Illustration by Na Kim.

Translated by Imogen Taylor

One stifling hot night in early August, I dreamed, as I always do when I have a fever, the old, familiar dream: the earth opens up before my feet, a gaping pit appears, and into this pit I fall, then clamber straight back out, as eager as a cartoon character, only to fall into the next pit that suddenly yawns before me. An endless obstacle course engineered by some higher power, an experiment going nowhere, the opposite of a story. This dream has followed me since childhood and is probably as old as the realization that I will, one day, end up in a pit forever. As a piece of drama, it is extremely simple, and yet it’s an effective dream and no more unoriginal than that of my friend Sibylle, who told me over breakfast a few days later that she has regular nightmares of being swept away by a vast, tsunami-like wave.

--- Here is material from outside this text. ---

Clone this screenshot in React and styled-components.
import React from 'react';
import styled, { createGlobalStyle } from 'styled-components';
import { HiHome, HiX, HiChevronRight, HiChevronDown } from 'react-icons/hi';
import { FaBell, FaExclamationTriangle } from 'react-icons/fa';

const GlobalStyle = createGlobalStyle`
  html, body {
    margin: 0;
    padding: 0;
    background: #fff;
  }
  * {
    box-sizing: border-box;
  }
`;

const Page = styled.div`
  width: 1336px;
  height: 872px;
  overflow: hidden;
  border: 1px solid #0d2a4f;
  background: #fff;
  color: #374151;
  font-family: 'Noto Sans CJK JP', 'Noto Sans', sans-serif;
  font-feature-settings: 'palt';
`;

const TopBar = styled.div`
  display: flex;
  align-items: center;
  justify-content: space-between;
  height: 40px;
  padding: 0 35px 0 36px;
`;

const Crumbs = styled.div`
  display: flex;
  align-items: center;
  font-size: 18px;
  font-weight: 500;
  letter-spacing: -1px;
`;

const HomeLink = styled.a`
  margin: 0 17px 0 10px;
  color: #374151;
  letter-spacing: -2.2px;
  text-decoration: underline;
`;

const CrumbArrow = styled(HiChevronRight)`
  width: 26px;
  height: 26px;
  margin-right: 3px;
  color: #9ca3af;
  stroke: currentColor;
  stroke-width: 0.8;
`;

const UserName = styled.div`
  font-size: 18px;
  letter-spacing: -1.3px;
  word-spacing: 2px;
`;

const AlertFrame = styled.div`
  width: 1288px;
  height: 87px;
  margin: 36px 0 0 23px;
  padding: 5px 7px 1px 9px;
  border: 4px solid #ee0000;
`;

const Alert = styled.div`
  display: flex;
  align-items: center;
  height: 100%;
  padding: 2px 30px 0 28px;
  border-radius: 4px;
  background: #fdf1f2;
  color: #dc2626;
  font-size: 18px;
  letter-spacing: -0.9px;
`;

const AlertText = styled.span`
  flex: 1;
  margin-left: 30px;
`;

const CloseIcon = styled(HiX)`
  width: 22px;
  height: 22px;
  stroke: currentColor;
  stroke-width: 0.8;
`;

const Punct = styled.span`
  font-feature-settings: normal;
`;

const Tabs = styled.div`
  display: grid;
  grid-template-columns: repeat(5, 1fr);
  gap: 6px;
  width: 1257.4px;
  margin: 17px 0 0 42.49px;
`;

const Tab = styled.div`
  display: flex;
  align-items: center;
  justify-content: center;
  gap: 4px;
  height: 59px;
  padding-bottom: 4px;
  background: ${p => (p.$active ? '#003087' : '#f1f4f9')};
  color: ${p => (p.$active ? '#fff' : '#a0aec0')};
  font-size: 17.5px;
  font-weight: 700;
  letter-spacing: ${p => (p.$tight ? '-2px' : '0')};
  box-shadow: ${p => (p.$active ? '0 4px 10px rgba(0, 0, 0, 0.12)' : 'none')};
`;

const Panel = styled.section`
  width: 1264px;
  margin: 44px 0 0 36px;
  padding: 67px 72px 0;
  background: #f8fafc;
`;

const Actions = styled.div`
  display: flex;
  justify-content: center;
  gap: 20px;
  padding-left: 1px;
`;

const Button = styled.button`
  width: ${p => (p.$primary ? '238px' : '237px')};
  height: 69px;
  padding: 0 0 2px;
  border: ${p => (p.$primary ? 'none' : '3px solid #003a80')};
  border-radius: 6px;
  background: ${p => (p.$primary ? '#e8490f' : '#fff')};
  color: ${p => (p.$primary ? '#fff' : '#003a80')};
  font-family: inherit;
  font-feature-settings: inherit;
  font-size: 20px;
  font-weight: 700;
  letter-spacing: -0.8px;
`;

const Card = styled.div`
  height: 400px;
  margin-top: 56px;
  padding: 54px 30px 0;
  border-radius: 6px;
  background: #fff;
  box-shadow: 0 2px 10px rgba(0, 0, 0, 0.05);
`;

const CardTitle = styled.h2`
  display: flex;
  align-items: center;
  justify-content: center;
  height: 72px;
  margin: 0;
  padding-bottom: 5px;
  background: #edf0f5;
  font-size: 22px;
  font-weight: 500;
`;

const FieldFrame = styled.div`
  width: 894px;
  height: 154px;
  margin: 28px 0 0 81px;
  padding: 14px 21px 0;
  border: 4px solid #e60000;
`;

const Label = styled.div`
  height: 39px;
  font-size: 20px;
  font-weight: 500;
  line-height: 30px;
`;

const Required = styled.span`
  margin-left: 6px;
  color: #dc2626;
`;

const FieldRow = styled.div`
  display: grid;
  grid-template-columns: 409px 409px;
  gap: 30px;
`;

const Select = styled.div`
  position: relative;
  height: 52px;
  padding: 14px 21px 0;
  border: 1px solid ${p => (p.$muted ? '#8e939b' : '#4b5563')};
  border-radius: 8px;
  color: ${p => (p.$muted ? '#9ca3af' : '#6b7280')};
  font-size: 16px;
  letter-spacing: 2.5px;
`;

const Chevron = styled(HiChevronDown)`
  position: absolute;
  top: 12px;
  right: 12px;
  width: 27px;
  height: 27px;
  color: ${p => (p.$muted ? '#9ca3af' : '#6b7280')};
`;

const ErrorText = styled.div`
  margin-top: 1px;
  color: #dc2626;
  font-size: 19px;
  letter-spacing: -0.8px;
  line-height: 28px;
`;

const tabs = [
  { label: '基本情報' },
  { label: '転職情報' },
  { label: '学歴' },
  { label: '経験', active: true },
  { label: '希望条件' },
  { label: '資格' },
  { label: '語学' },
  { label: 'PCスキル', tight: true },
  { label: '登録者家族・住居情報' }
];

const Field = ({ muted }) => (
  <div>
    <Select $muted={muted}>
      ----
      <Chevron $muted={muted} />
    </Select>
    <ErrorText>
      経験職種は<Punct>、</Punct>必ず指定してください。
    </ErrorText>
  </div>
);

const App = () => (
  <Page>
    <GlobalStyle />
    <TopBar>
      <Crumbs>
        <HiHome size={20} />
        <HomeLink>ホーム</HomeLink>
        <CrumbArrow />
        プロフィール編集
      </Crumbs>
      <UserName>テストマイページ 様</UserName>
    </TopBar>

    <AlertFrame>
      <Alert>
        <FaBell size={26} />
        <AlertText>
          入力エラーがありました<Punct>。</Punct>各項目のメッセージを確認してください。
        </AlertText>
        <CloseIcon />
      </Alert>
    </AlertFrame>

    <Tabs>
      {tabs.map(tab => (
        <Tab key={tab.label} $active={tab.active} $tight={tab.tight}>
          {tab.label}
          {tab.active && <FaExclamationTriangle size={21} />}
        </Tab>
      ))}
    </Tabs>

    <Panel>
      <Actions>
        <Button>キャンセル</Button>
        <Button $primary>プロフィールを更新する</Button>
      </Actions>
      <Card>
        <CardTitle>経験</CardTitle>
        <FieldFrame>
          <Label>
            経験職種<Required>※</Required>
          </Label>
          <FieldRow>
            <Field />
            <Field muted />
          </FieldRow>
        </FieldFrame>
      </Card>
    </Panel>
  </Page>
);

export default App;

I was reminded that of all the arts I would like to master, lucid dreaming is at the top of the list: you sleep and dream, fully aware that you are asleep and dreaming, but the real skill lies in being able to intervene in the events of your dream and steer the plot in your favor. As a lucid dreamer, I could, with no trouble at all, see to it that the steam train hurtling toward me was brought to a halt by, say, a lady-chimp passenger with the presence of mind to interrupt her grooming and pull the emergency brake. I could arrange for my missing child, lost in the fairground throng, to reappear, bright and chirpy, on the broad shoulders of a gently smiling nurse. I could even have a burned jungle returned in dizzying time-lapse to its former chlorophyll-drenched glory and commandeered by a raucous and triumphant menagerie. I could rewrite my nightmares with every narrative device available to me, draining them of the horror that resonates deep into waking life. All the signs, all experience, all probability notwithstanding, I could make everything end happily. I could transform leaden impotence into mercurial superpower with daring and ingenuity, unafraid of even the most implausible twist.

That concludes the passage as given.